> DATASET SECTION
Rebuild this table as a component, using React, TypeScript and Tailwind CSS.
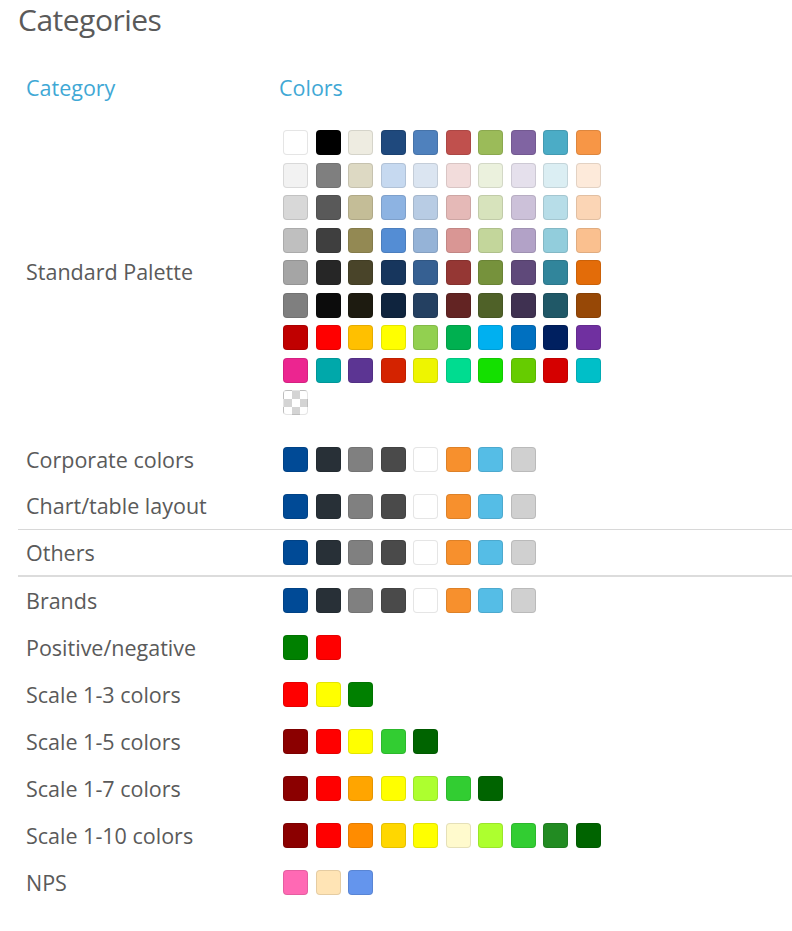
const palette: string[][] = [
  ["#ffffff", "#000000", "#eeece1", "#1f497d", "#4f81bd", "#c0504d", "#9bbb59", "#8064a2", "#4bacc6", "#f79646"],
  ["#f2f2f2", "#7f7f7f", "#ddd9c3", "#c6d9f0", "#dbe5f1", "#f2dcdb", "#ebf1dd", "#e5e0ec", "#dbeef3", "#fdeada"],
  ["#d8d8d8", "#595959", "#c4bd97", "#8db3e2", "#b8cce4", "#e5b9b7", "#d7e3bc", "#ccc1d9", "#b7dde8", "#fbd5b5"],
  ["#bfbfbf", "#3f3f3f", "#938953", "#548dd4", "#95b3d7", "#d99694", "#c3d69b", "#b2a2c7", "#92cddc", "#fac08f"],
  ["#a5a5a5", "#262626", "#494429", "#17365d", "#366092", "#953734", "#76923c", "#5f497a", "#31859b", "#e36c09"],
  ["#7f7f7f", "#0c0c0c", "#1d1b10", "#0f243e", "#244061", "#632423", "#4f6128", "#3f3151", "#205867", "#974806"],
  ["#c00000", "#ff0000", "#ffc000", "#ffff00", "#92d050", "#00b050", "#00b0f0", "#0070c0", "#002060", "#7030a0"],
  ["#ec2590", "#00a8aa", "#5c3593", "#d42300", "#eef500", "#00dc90", "#14e000", "#66cc00", "#d50000", "#00bfc8"],
];

const corporate = ["#004a96", "#283037", "#808080", "#4a4a4a", "#ffffff", "#f7902d", "#55bde6", "#d0d0d0"];

type Row = { label: string; colors: string[]; line?: "thin" | "thick" };

const rows: Row[] = [
  { label: "Corporate colors", colors: corporate },
  { label: "Chart/table layout", colors: corporate, line: "thin" },
  { label: "Others", colors: corporate, line: "thick" },
  { label: "Brands", colors: corporate },
  { label: "Positive/negative", colors: ["#008000", "#ff0000"] },
  { label: "Scale 1-3 colors", colors: ["#ff0000", "#ffff00", "#008000"] },
  { label: "Scale 1-5 colors", colors: ["#8b0000", "#ff0000", "#ffff00", "#32cd32", "#006400"] },
  {
    label: "Scale 1-7 colors",
    colors: ["#8b0000", "#ff0000", "#ffa500", "#ffff00", "#adff2f", "#32cd32", "#006400"],
  },
  {
    label: "Scale 1-10 colors",
    colors: ["#8b0000", "#ff0000", "#ff8c00", "#ffd700", "#ffff00", "#fffacd", "#adff2f", "#32cd32", "#228b22", "#006400"],
  },
  { label: "NPS", colors: ["#ff69b4", "#ffe4b5", "#6495ed"] },
];

function Swatch({ color }: { color: string }) {
  return (
    <div
      className="w-[25px] h-[25px] rounded-[4px] border border-black/10 shrink-0"
      style={{ backgroundColor: color }}
    />
  );
}

export default function App() {
  return (
    <div className="min-h-[931px] bg-white pl-[18px] font-['Open_Sans',sans-serif] text-[#5a5a5a]">
      <h1 className="text-[30px] leading-[40px] font-normal tracking-[-0.5px]">Categories</h1>

      <div className="mt-[24.5px] h-[47px] flex items-center pl-[8px] text-[21.5px] text-[#3fa8d5]">
        <div className="w-[253px]">Category</div>
        <div>Colors</div>
      </div>

      {/* standard palette */}
      <div className="mt-[7.5px] pt-[11px] pb-[21px] flex items-center pl-[8px]">
        <div className="w-[257px] text-[21.5px]">Standard Palette</div>
        <div className="flex flex-col gap-[7.5px]">
          {palette.map((r, i) => (
            <div key={i} className="flex gap-[7.5px]">
              {r.map((c, j) => (
                <Swatch key={j} color={c} />
              ))}
            </div>
          ))}
          <div className="w-[25px] h-[25px] rounded-[4px] border border-black/10 bg-[conic-gradient(#d4d4d4_25%,#fff_0_50%,#d4d4d4_0_75%,#fff_0)] bg-[length:16px_16px]" />
        </div>
      </div>

      {rows.map((row) => (
        <div
          key={row.label}
          className={
            row.line === "thin"
              ? "h-[47px] flex items-center pl-[8px] border-b border-[#d8d8d8]"
              : row.line === "thick"
                ? "h-[47px] flex items-center pl-[8px] border-b-2 border-[#dcdcdc]"
                : "h-[47px] flex items-center pl-[8px]"
          }
        >
          <div className="w-[257px] text-[21.5px] pt-[1px]">{row.label}</div>
          <div className="flex gap-[7.5px]">
            {row.colors.map((c, j) => (
              <Swatch key={j} color={c} />
            ))}
          </div>
        </div>
      ))}
    </div>
  );
}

> WORK TO DO
Up to and including the line containing "string; colors: string[];", repeat every line from the start of the data, but none of the pictures.

> THE ANSWER
Rebuild this table as a component, using React, TypeScript and Tailwind CSS.
const palette: string[][] = [
  ["#ffffff", "#000000", "#eeece1", "#1f497d", "#4f81bd", "#c0504d", "#9bbb59", "#8064a2", "#4bacc6", "#f79646"],
  ["#f2f2f2", "#7f7f7f", "#ddd9c3", "#c6d9f0", "#dbe5f1", "#f2dcdb", "#ebf1dd", "#e5e0ec", "#dbeef3", "#fdeada"],
  ["#d8d8d8", "#595959", "#c4bd97", "#8db3e2", "#b8cce4", "#e5b9b7", "#d7e3bc", "#ccc1d9", "#b7dde8", "#fbd5b5"],
  ["#bfbfbf", "#3f3f3f", "#938953", "#548dd4", "#95b3d7", "#d99694", "#c3d69b", "#b2a2c7", "#92cddc", "#fac08f"],
  ["#a5a5a5", "#262626", "#494429", "#17365d", "#366092", "#953734", "#76923c", "#5f497a", "#31859b", "#e36c09"],
  ["#7f7f7f", "#0c0c0c", "#1d1b10", "#0f243e", "#244061", "#632423", "#4f6128", "#3f3151", "#205867", "#974806"],
  ["#c00000", "#ff0000", "#ffc000", "#ffff00", "#92d050", "#00b050", "#00b0f0", "#0070c0", "#002060", "#7030a0"],
  ["#ec2590", "#00a8aa", "#5c3593", "#d42300", "#eef500", "#00dc90", "#14e000", "#66cc00", "#d50000", "#00bfc8"],
];

const corporate = ["#004a96", "#283037", "#808080", "#4a4a4a", "#ffffff", "#f7902d", "#55bde6", "#d0d0d0"];

type Row = { label: string; colors: string[]; line?: "thin" | "thick" };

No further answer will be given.